Hall adds: “There is talent in the islands, the boys learn their football on beaches and awful pitches and therefore are technically competent. They are Muslim and therefore do not drink, smoke or chase women and are very easy to work with.
“The salaries in Tanzania are 3-4 times more than in Zanzibar [but] there is a big brother, little brother relationship between the two countries, and the mainland people generally look down on the islanders.”
Hall was only in charge of Zanzibar for half a dozen matches before leaving to work in Tanzania’s Vodacom Premier League for title chasing Azam FC, which is owned by a company from Zanzibar.
Since moving to Azam, Hall has signed eight of Zanzibar’s national side.
He explains: “The relationship between the Zanzibar players and Azam was totally formed by myself. I was looking for new players and the Zanzibaris I signed were considerably better than the players I released. It was in no way a club initiative, although the boss does look to help Zanzibari football when he has chance.”

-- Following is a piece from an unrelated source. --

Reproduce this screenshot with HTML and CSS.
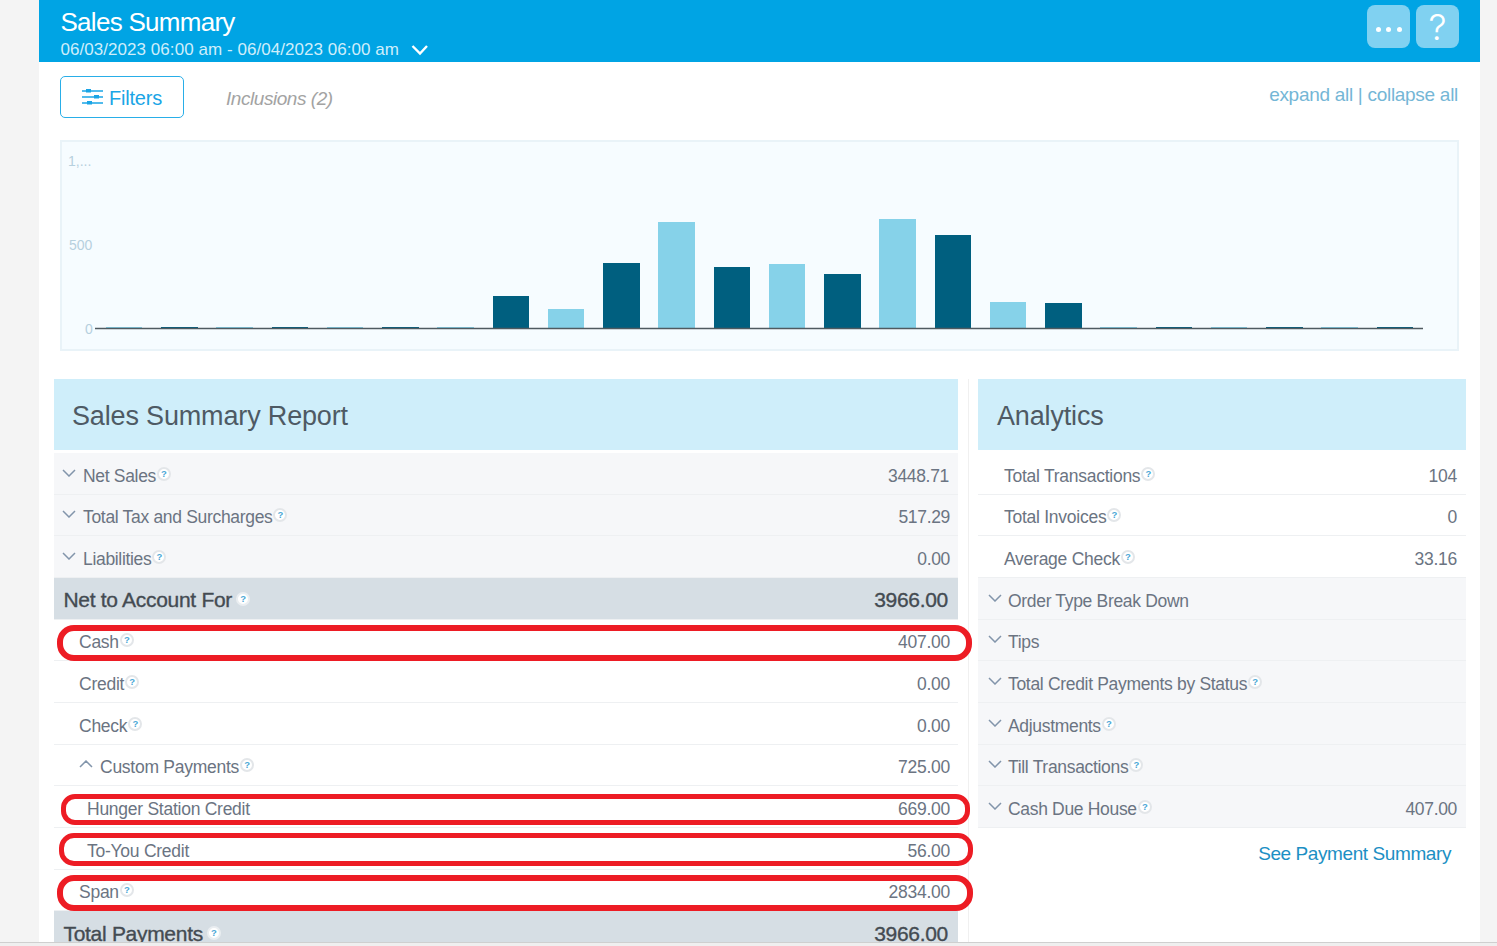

Three of those players signed by Hall have gone on to play for Tanzania’s national side, while Abdi Khassim – another Zanzibari to make the Tanzanian side - has gone even further afield. Often known as Babi, Khassim is playing in the Vietnamese top flight for Dong Tam Long An. Khassim is Zanzibar’s captain but the struggling VDQG Eximbank side refused to release him for the 2011 CECAFA Cup. Had the ZFA been in FIFA, like all the other sides in the CECAFA Cup, then Zanzibar might have had some leverage. Instead, like their footballers they are left to swim against the tide.